Before 1925 each missionary and agency of the Southern Baptist Convention was responsible to raise their own operating support.  While some thrived on this others suffered.  Overall the method (known as “societal giving”) resulted in “severe financial deficits competition overlapping pledge campaigns and frequent emergency appeals.” As well the churches already suffering from their members (Southern farmers) being devastated by the worst crop price crash in the history of the country were besieged with constant appeals for money from agencies and individual missionaries. 

The response to near bankruptcy and chaos was the invention of the Future Program Commission (now the Cooperative Program) to create a unified and centralized way to fund missions. Hundreds of millions of dollars for missions and the support of agencies has been raised and eliminated the need for individual fund-raising. 
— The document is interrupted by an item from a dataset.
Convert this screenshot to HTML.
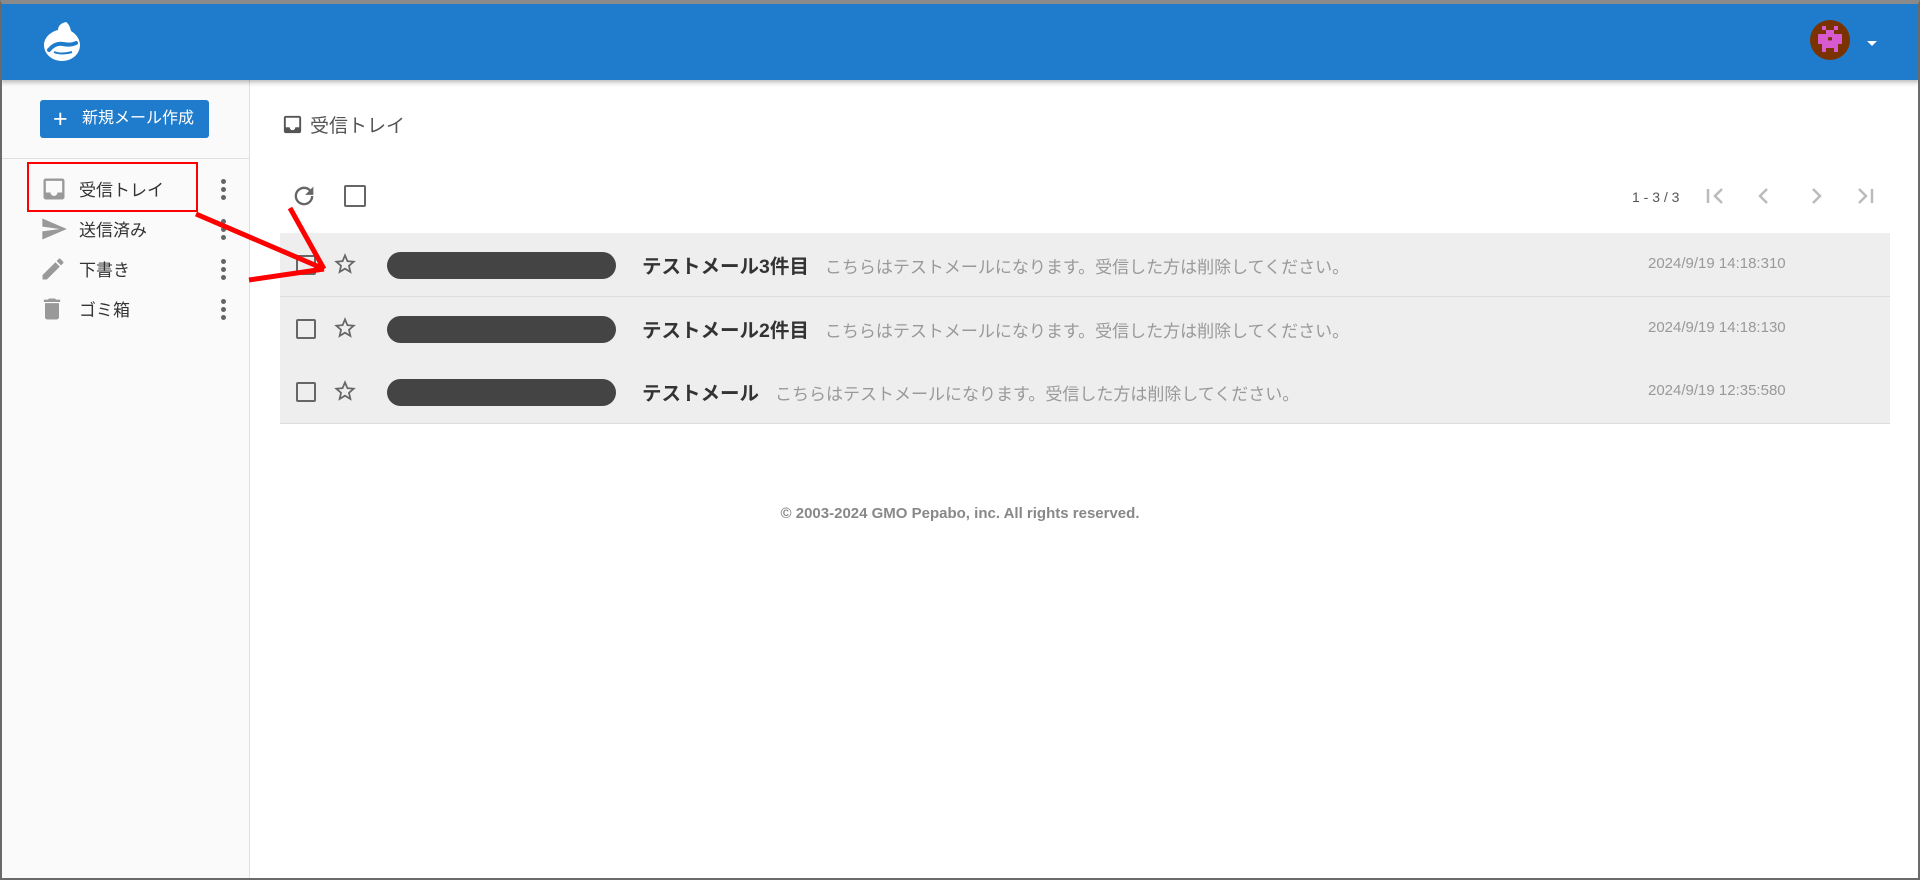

Today that unified approach is fading away. It is a good example of Joseph Schumpeter’s principle of “creative destruction” where institutions are constantly being created and then destroyed when they are deemed obsolete.  New options for funding ministries are everywhere.  Crowdfunding (small donations from thousands of internet donors) can raise thousands to millions in hours or days.  If you want to help fund a movie or arts project you can use kickstarter.  If you want to fund journalists doing local reporting on stories you commission you can donate to spot.us.  Web-based “aggregators” like KIVA and Global Giving can raise and direct money to individuals. 

Organizations like Praxis and Inspired Individuals bring not only funding to new leaders around the world but mentoring and access to expertise and networks of relationships.  In other words the pendulum is swinging back to “societal/social network giving” and away from large unified approaches.  What will be the result?  I suspect we’ll see new versions of the Cooperative Program in fifty years (or less) as we experience another round of creative destruction.  

Buckle up.  It’s a great time in the history of giving.